The Rev. Hilary Bogert-Winkler, assistant professor of Liturgy at the School of Theology, has been awarded a fellowship from the Folger Institute. Her project, "Phillip O'Sullivan Beare's Zoilomastix: A Critical English Translation and Digital Edition," takes as its starting point a 17th-century Latin work of Irish Counter-Reformation polemic by O'Sullivan Beare for which there is not a full English translation, and yet which provides important insights into the political and religious history of Early Modern Ireland. Working with colleagues Brendan Kane (History, University of Connecticut) and Joseph McAlhany (History, University of Connecticut), this project will not only provide such a translation, but will create a digital edition and critical apparatus that will give the reader the chance to go deeper into the text through information about the geographical, historical, political, and religious contexts of the work. 

 

The Folger Institute has a long tradition of funding research fellowships at the Folger Shakespeare Library. The library, which opened in 1932, offered its first fellowships in 1935; the current, more extensive, and more senior fellowships initiative had its start in 1984. The Fellowships Program has grown through the continued generosity of organizations such as the Andrew W. Mellon Foundation, the National Endowment for the Humanities, and the American Council on Learned Societies. Folger fellowships also draw from dedicated endowments built up over decades of support.

 

Prior to her arrival in Sewanee, Bogert-Winkler served as director of pastoral studies at Montreal Diocesan Theological College and was affiliate faculty in the School of Religious Studies at McGill University. She studied history and religious studies as an undergraduate at Western Kentucky University, after which she attended Harvard Divinity School and Yale Divinity School for her seminary education.
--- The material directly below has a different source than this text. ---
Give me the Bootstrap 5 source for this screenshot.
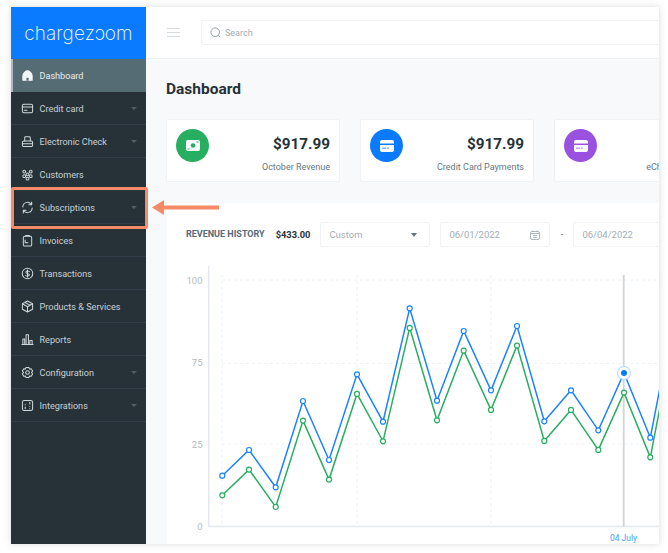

She was raised up for the priesthood in the Diocese of Kentucky, and upon ordination served at both the parish and diocesan levels in the Diocese of Western Massachusetts, focusing primarily on youth ministry. While in New England, she completed her Ph.D. in history at the University of Connecticut. Her academic interests lie in the ways politics and religion intersected in early modern Britain and Ireland, particularly in how those intersections showed up in the liturgy.